The only “evidence” they have is a mention in a 7th C. text regarding a church reputed to have been built upon the ruins of Jesus’ childhood home. At that time, I am sure there were no false claims of artifacts from that time being holy. The fact that an entire village of houses could have been built from the then known fragments of the cross was just another miracle. So, if that document said it, it is probably true.

They then took the ball and ran with it, using their imaginations and little else, they entertained the fantasy that they had found the childhood home of Jesus and, amazingly, that if that were able to be confirmed that it would tell them something. To most Christians, Jesus is the Creator God of their religion. He is the Father and Holy Spirit as there is only one god. That he was capable of creating the entire universe, the Earth, all of the plants and animals, and the first human beings and still needed his mother to teach him what “God’s plan” was is preposterous. That he would need any help at all is preposterous. That his mission was ever in doubt or in danger is preposterous. Everything must have happened as he planned it to happen. Period.

What were these people thinking?

And if that place really was Jesus’ childhood home, how could it have been forgotten? Oh, yeah, God lived around her a long time ago but we forgot where. Really?

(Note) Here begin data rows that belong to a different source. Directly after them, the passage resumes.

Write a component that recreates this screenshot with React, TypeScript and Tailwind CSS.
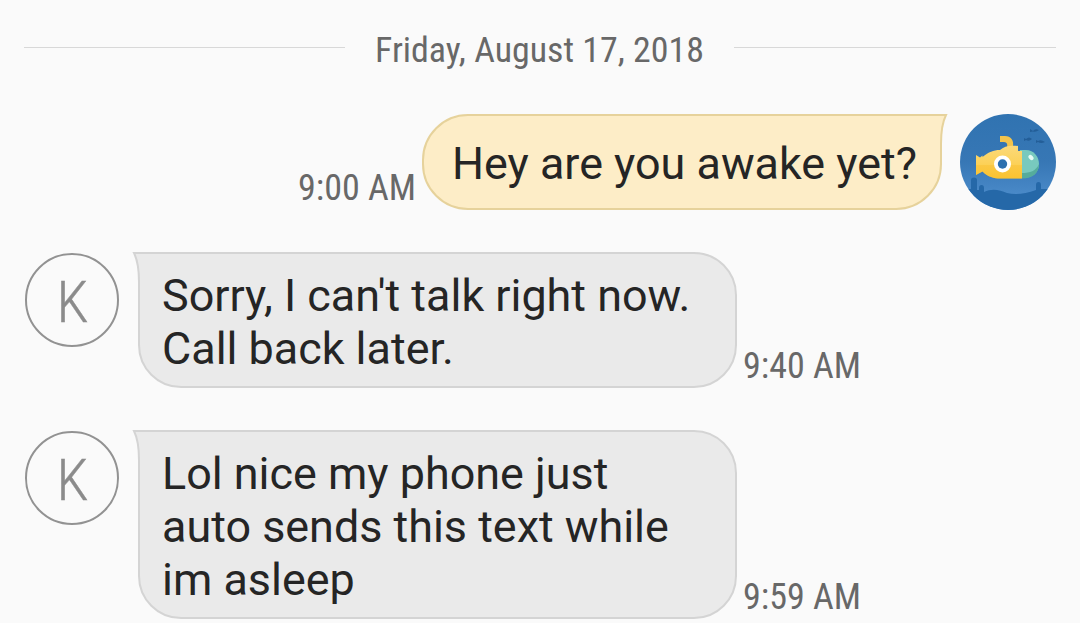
import React from 'react';

type Message = {
  id: number;
  lines: string[];
  time: string;
  sent?: boolean;
};

const messages: Message[] = [
  { id: 1, lines: ['Hey are you awake yet?'], time: '9:00 AM', sent: true },
  { id: 2, lines: ["Sorry, I can't talk right now.", 'Call back later.'], time: '9:40 AM' },
  { id: 3, lines: ['Lol nice my phone just', 'auto sends this text while', 'im asleep'], time: '9:59 AM' },
];

const SubmarineAvatar = () => (
  <svg viewBox="0 0 96 96" className="w-24 h-24 shrink-0">
    <defs>
      <clipPath id="disc">
        <circle cx="48" cy="48" r="48" />
      </clipPath>
      <linearGradient id="sea" x1="0" y1="0" x2="0" y2="1">
        <stop offset="0" stopColor="#3073b1" />
        <stop offset="0.5" stopColor="#3777b5" />
        <stop offset="0.85" stopColor="#4a8ac9" />
      </linearGradient>
      <linearGradient id="hull" x1="0" y1="0" x2="0" y2="1">
        <stop offset="0" stopColor="#fbd97a" />
        <stop offset="0.5" stopColor="#fcd25c" />
        <stop offset="1" stopColor="#fbc634" />
      </linearGradient>
    </defs>
    <g clipPath="url(#disc)">
      <rect width="96" height="96" fill="url(#sea)" />
      {/* sea floor */}
      <path
        d="M0 75H11V66Q11 63.500 14 63.500T17 66V76H19V74Q19 71 21.500 71T24 74V78C32 74 40 76 47 79C55 81 65 80 76 76V71Q76 68 78.500 68T81 71V75H96V96H0Z"
        fill="#2568a8"
      />
      {/* fish */}
      <g fill="#235e98">
        <path d="M70 15L73 17Q75 14 79 16Q76 18.500 73 17.500L70 18Z" />
        <path d="M64 24L66 25Q69 22 72 25Q69 28 66 26L64 27Z" />
        <path d="M76 26L78 27Q81 25 85 28Q81 30 78 28L76 29Z" />
      </g>
      {/* glass nose */}
      <path d="M60 36H66C74 36 79 43 79 50C79 58 73 64 62 64H60Z" fill="#78c9be" />
      <path d="M62 59C70 59 76 57 79 50C79 59 73 64.500 62 64.500Z" fill="#55ac9c" />
      <ellipse cx="71" cy="43.500" rx="3" ry="2" transform="rotate(45 71 43.500)" fill="#e5faf5" />
      {/* periscope */}
      <path d="M40 22H45C51 22 54 26 53 33H47C48 29 46 28 43 28H40Z" fill="#f3c44c" />
      <path
        d="M16 41L20 43.500L22.500 41.500V43C29 38 33 36 40 36C44 32 50 31 58 32V37H62V64.500H40C34 64.500 28 63 22.500 57.500L16 61Z"
        fill="url(#hull)"
      />
      <path d="M16 51H62V64.500H40C34 64.500 28 63 22.500 57.500L16 61Z" fill="#f9bd2d" opacity="0.4" />
      <circle cx="42.500" cy="50" r="8.500" fill="#fff" />
      <circle cx="42.500" cy="50" r="4.700" fill="#2d70ae" />
    </g>
  </svg>
);

const LetterAvatar = ({ letter }: { letter: string }) => (
  <div className="mt-px flex h-[94px] w-[94px] shrink-0 items-center justify-center rounded-full border-2 border-[#929292]">
    <span className="pt-1 pl-px font-['Roboto_Condensed',Roboto,sans-serif] text-[58px] leading-none font-light text-[#8b8b8b] [-webkit-text-stroke:0.4px_#8b8b8b]">
      {letter}
    </span>
  </div>
);

// Small pointed corner that sits over the top edge of a bubble
const Tail = ({ sent }: { sent?: boolean }) => (
  <svg
    viewBox="0 0 16 30"
    className={`absolute -top-[2px] h-[30px] w-4 ${sent ? '-right-[8px] -scale-x-100' : '-left-[8px]'}`}
  >
    <path d="M2 1H16V30H7Q7 12 2 1Z" fill={sent ? '#fdedc7' : '#eaeaea'} />
    <path d="M16 1H2Q7 11 7 30" fill="none" stroke={sent ? '#e6d29b' : '#d4d4d4'} strokeWidth="2" />
  </svg>
);

const Bubble = ({ message }: { message: Message }) => (
  <div
    className={`relative border-2 text-[44.9px] leading-[53px] whitespace-nowrap text-[#252525] ${
      message.sent
        ? 'h-24 w-[520px] rounded-[46px] rounded-tr-none border-[#e6d29b] bg-[#fdedc7] pt-[21px] pl-[28px]'
        : 'w-[599px] rounded-[43px] rounded-tl-none border-[#d4d4d4] bg-[#eaeaea] pt-[15px] pb-[11px] pl-[22px]'
    }`}
  >
    <Tail sent={message.sent} />
    {message.lines.map(line => (
      <p key={line}>{line}</p>
    ))}
  </div>
);

const Time = ({ value }: { value: string }) => (
  <span className="block pb-px font-['Roboto_Condensed',Roboto,sans-serif] text-[36px] leading-[42px] whitespace-nowrap text-[#686868]">
    {value}
  </span>
);

export default function App() {
  return (
    <div className="h-[623px] w-[1080px] overflow-hidden bg-[#fafafa] px-6 pt-[26px] font-[Roboto,sans-serif]">
      <div className="flex h-12 items-center justify-between">
        <div className="mb-[5px] h-px w-[321px] bg-[#d8d8d8]" />
        <span className="font-['Roboto_Condensed',Roboto,sans-serif] text-[35.9px] leading-[48px] whitespace-nowrap text-[#686868]">
          Friday, August 17, 2018
        </span>
        <div className="mb-[5px] h-px w-[322px] bg-[#d8d8d8]" />
      </div>

      <div className="mt-10 flex flex-col gap-[42px]">
        {messages.map(message =>
          message.sent ? (
            <div key={message.id} className="flex items-end justify-end">
              <div className="mr-[6px]">
                <Time value={message.time} />
              </div>
              <Bubble message={message} />
              <div className="ml-[18px]">
                <SubmarineAvatar />
              </div>
            </div>
          ) : (
            <div key={message.id} className="flex items-start pl-px">
              <LetterAvatar letter="K" />
              <div className="ml-[19px]">
                <Bubble message={message} />
              </div>
              <div className="ml-[6px] self-end">
                <Time value={message.time} />
              </div>
            </div>
          )
        )}
      </div>
    </div>
  );
}
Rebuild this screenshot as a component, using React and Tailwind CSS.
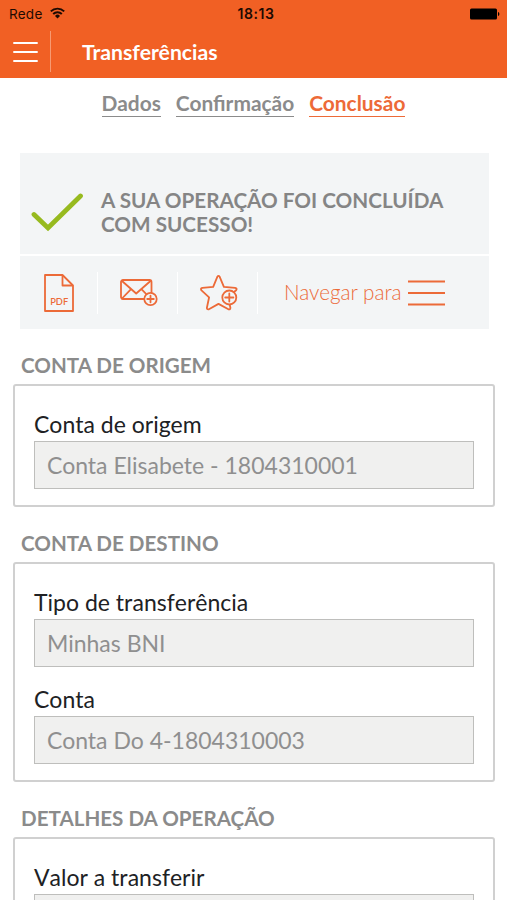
import { Fragment } from 'react';

const steps = [
  { label: 'Dados', active: false },
  { label: 'Confirmação', active: false },
  { label: 'Conclusão', active: true },
];

const sections = [
  {
    title: 'CONTA DE ORIGEM',
    fields: [{ label: 'Conta de origem', value: 'Conta Elisabete - 1804310001' }],
  },
  {
    title: 'CONTA DE DESTINO',
    fields: [
      { label: 'Tipo de transferência', value: 'Minhas BNI' },
      { label: 'Conta', value: 'Conta Do 4-1804310003' },
    ],
  },
  {
    title: 'DETALHES DA OPERAÇÃO',
    fields: [{ label: 'Valor a transferir', value: '' }],
  },
];

function StatusBar() {
  return (
    <div className="grid h-[27px] grid-cols-3 items-center pl-[9px] pr-[7px] font-['Inter',sans-serif] text-[13.5px] text-[#1d0a02]">
      <div className="flex items-center gap-[7px]">
        <span className="pt-px tracking-[0.25px]">Rede</span>
        <svg className="mb-0.5" width="15" height="12" viewBox="0 0 15 12" fill="none" stroke="currentColor" strokeWidth="1.9">
          <path d="M0.8 4.4a9.4 9.4 0 0 1 13.4 0" />
          <path d="M3.2 7a6 6 0 0 1 8.6 0" />
          <path d="M7.5 11.5 5 8.9a3.5 3.5 0 0 1 5 0z" fill="currentColor" stroke="none" />
        </svg>
      </div>
      <span className="pl-[3px] text-center text-[14px] font-semibold tracking-[0.6px]">18:13</span>
      <svg className="justify-self-end" width="30" height="12" viewBox="0 0 30 12" fill="#000">
        <rect x="0" y="0.5" width="27" height="11" rx="1.5" />
        <path d="M28 4c1.8.3 1.8 3.7 0 4z" />
      </svg>
    </div>
  );
}

function Header() {
  return (
    <header className="h-[78px] bg-[#f16024]">
      <StatusBar />
      <div className="flex h-[49px] items-center pl-[13px]">
        <svg width="25" height="22" viewBox="0 0 25 22" stroke="#fff" strokeWidth="2.2" strokeLinecap="round">
          <path d="M1.1 2h22.8M1.1 11h22.8M1.1 20h22.8" />
        </svg>
        <div className="ml-3 h-[41px] w-px bg-[#f79a72]" />
        <h1 className="ml-[31px] text-[21.2px] font-bold leading-6 text-white">Transferências</h1>
      </div>
    </header>
  );
}

function PdfIcon() {
  return (
    <svg width="30" height="38" viewBox="0 0 30 38" fill="none" stroke="#ec6a38" strokeWidth="1.8" strokeLinejoin="round">
      <path d="M1 1h17.5L29 11.5V37H1z" />
      <path d="M18.5 1v10.5H29" />
      <text x="15.2" y="30.5" textAnchor="middle" textLength="18" lengthAdjust="spacingAndGlyphs" fontSize="9.5" fontWeight="600" fontFamily="Lato, sans-serif" fill="#ec6a38" stroke="none">PDF</text>
    </svg>
  );
}

function MailIcon() {
  return (
    <svg width="38" height="28" viewBox="0 0 38 28" fill="none" stroke="#ec6a38" strokeWidth="1.8" strokeLinejoin="round" strokeLinecap="round">
      <rect x="1" y="1" width="30.5" height="19" rx="2" />
      <path d="M2 2l14.2 12.5L30.5 2M2 19.5l8.8-9.2M30.5 19.5l-8.8-9.2" />
      <circle cx="30.5" cy="20" r="6.2" fill="#f3f5f6" />
      <path d="M30.5 16.7v6.6M27.2 20h6.6" />
    </svg>
  );
}

function StarIcon() {
  return (
    <svg width="38" height="36" viewBox="0 0 38 36" fill="none" stroke="#ec6a38" strokeWidth="1.8" strokeLinejoin="round" strokeLinecap="round">
      <path d="M17.3 1.8q1.2-1.8 2.4 0l4.2 10 11.2 1.1q2.5.6 1 2.4L28 22l2.4 10.8q0 2.2-2 1.5l-9.9-5.4-9.6 5.4q-2.2.5-2-1.6L9.1 22.3 1.5 15.4q-1.4-2 .8-2.5l10.9-1.1z" />
      <circle cx="29.3" cy="22.5" r="7" fill="#f3f5f6" />
      <path d="M29.3 18.4v8.2M25.2 22.5h8.2" />
    </svg>
  );
}

function SuccessPanel() {
  const actions = [<PdfIcon />, <MailIcon />, <StarIcon />];
  return (
    <div className="ml-5 mt-[23px] flex w-[469px] flex-col gap-0.5">
      <div className="flex h-[101px] items-center bg-[#f3f5f6] pl-[11px] pt-[16px]">
        <svg className="mt-px" width="53" height="39" viewBox="0 0 53 39" fill="none" stroke="#97ba1f" strokeWidth="4.8" strokeLinecap="round">
          <path d="M3 21.5 17 35 49.5 3" />
        </svg>
        <p className="ml-[17px] text-[20.7px] font-bold leading-[24px] text-[#858585]">
          A SUA OPERAÇÃO FOI CONCLUÍDA
          <br />
          COM SUCESSO!
        </p>
      </div>
      <div className="flex h-[73px] items-center bg-[#f3f5f6]">
        {actions.map((icon, i) => (
          <Fragment key={i}>
            <button className="flex w-[77px] justify-center">{icon}</button>
            <span className="mr-0.5 h-[42px] w-px bg-white" />
          </Fragment>
        ))}
        <button className="ml-6 flex items-center gap-[6px] pt-px text-[20.7px] font-light text-[#ec6a38]">
          <span>Navegar para</span>
          <svg width="37" height="26" viewBox="0 0 37 26" stroke="#ec6a38" strokeWidth="2.2">
            <path d="M0 1.5h37M0 13h37M0 24.5h37" />
          </svg>
        </button>
      </div>
    </div>
  );
}

function Section({ title, fields }) {
  return (
    <section>
      <h2 className="flex h-[55px] items-end pb-[6px] pl-[21px] text-[20.6px] font-bold leading-[26px] text-[#8b8b8b]">{title}</h2>
      <div className="ml-[13px] flex w-[482px] flex-col gap-[18px] rounded-[3px] border-2 border-[#d0d0d0] px-[19px] pb-4 pt-6">
        {fields.map((field) => (
          <label key={field.label} className="block">
            <span className="block h-[31px] text-[23px] leading-[29px] text-[#202124] [font-kerning:none]">{field.label}</span>
            <span className="flex h-12 items-center border-[1.5px] border-[#bebebc] bg-[#f0f0ef] pl-3 text-[23px] text-[#8f8f8f]">{field.value}</span>
          </label>
        ))}
      </div>
    </section>
  );
}

export default function App() {
  return (
    <div className="h-[900px] w-[507px] overflow-hidden bg-white font-['Lato',sans-serif]">
      <Header />
      <nav className="flex h-[52px] items-center justify-center gap-[15px] pb-px text-[20.9px] font-bold">
        {steps.map((step) => (
          <a
            key={step.label}
            className={`border-b pb-px leading-[25px] ${step.active ? 'border-[#ed6a38] text-[#ed6a38]' : 'border-[#8b8b8b] text-[#8b8b8b]'}`}
          >
            {step.label}
          </a>
        ))}
      </nav>
      <SuccessPanel />
      {sections.map((section) => (
        <Section key={section.title} {...section} />
      ))}
    </div>
  );
}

What were these people thinking?

Oh, I forgot, thinking is not encouraged. It is entirely okay to get some press for your believers and provide them with some support for their beliefs even if it is entirely patent nonsense.

Just listen to the pretty stories and, above all, do not ask any questions.

* * *

* According to BibleWalks.com “The city (Sepphoris) is not mentioned in the acts and events of Jesus, but he probably has (sic) visited the city, which is in the near proximity of his childhood village of Nazareth. The city was a commercial center for the whole area and he may have received work as a carpenter.” And the beat goes on … they have no evidence but “he probably has visited the city,” looking for work … in the site of the horror that lead him to fear the Romans so very, very much.